Happy New Year’s Everyone! Let’s make 2013 the best year yet for all of us. My New Year’s celebration and cooking was a bit delayed this year, compared to years past. Typically, I make collard greens and black-eyed peas or Hoppin John on New Year’s Eve. However, this year I didn’t make them until January 3rd! I am not the kind of person to turn down a chance to create wealth and good luck in my life, which is what all the greens and peas are supposed to represent. However, my mom was traveling and I was a bit sick and didn’t have an appetite on New Year’s Eve.
Luckily for me, my neighbors invited me over for hot cocoa on New Year’s Day and they just happened to be making a big, steaming pot of those gorgeous black eyed peas. I decided that since it was technically the new day of the new year, that eating good luck food could still be worth my while. Besides, I am not the kind of person to turn down good, home cooked food! So, I had a spoonful, in order to keep fate on my side.

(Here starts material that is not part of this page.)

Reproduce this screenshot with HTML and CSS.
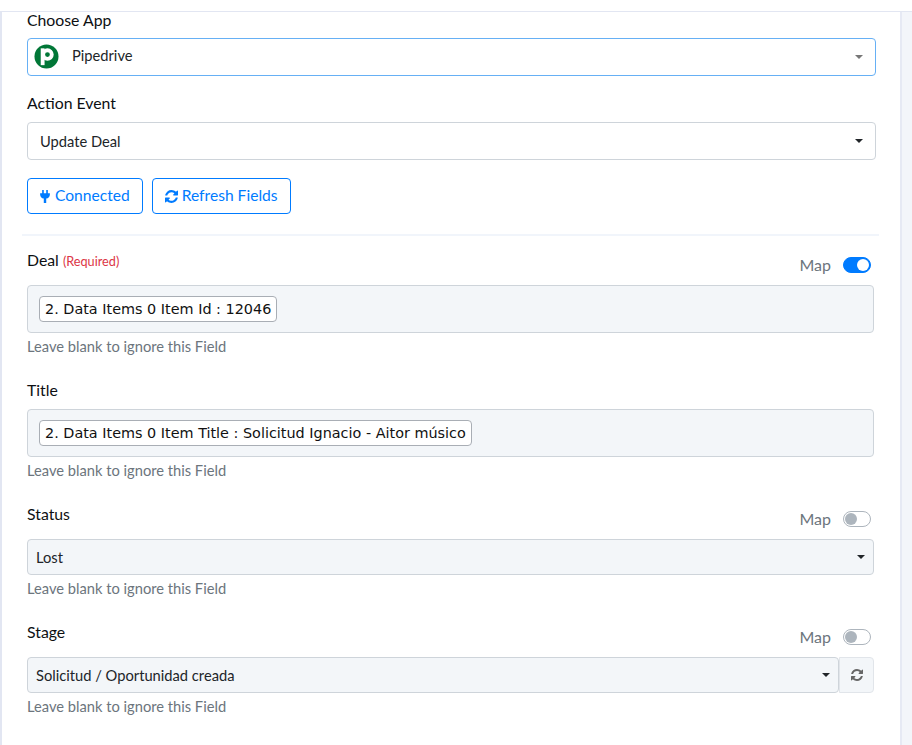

The peas had just been pulled off of the burner and were piping hot. They had not yet been seasoned with anything at. No salt, pepper, Tabasco, ham or bacon had been added to the pot while they had cooked. My neighbor handed me a gleaming silver spoon that was piled high with the delectable peas.

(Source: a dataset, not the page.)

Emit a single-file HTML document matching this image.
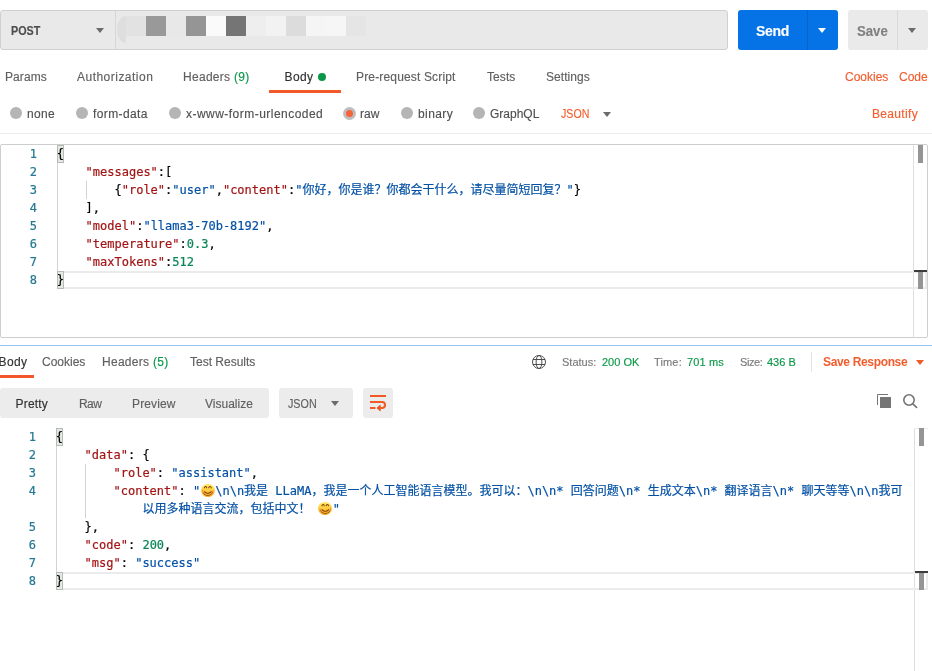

I could tell from looking at them that they had been cooked to perfection. All of the peas were soft, with no trace of a hard, uncooked core. Some of them on the spoon had split open from either the act of being scooped from the larger pot or from the heat coming off of the steam. And still others were whole, untouched and perfect with their black centers creating an appealing pattern in the creamy white mound on the spoon.
I took a small bite so as not to burn my tongue, which would be a bad way to start the New Year
The black-eyed peas were beyond delicious. The bite had been off the top of the spoon, where most of the unbroken peas were located. Therefore, I could feel the skin of the black-eyed peas “give” in my mouth, revealing the soft and buttery tasting souls of the peas.
By now, the spoon had cooled and my second bite was more gung ho. This time around, I took in the peas that had been mashed and broken from the act of scooping and from all of the heat from cooking. Their texture was so fine and wonderful that they slid over my tongue and down my throat almost too quickly, before I could thoroughly enjoy them.
I was left wanting more, but did not want to seem rude by asking my neighbors for a new spoon and another helping. I left their home happy to have participated in one of my most loved traditions, but I was also dissatisfied and wanted more. Needless to say, when my mom got home on Jan 3rd and cooking and eating could be done by two people, we took to the kitchen to make Hopping John, collard greens and spoon bread. We had enough for 3 days of feasting. It was heavenly!
What are some of your New Year traditions for good luck and prosperity?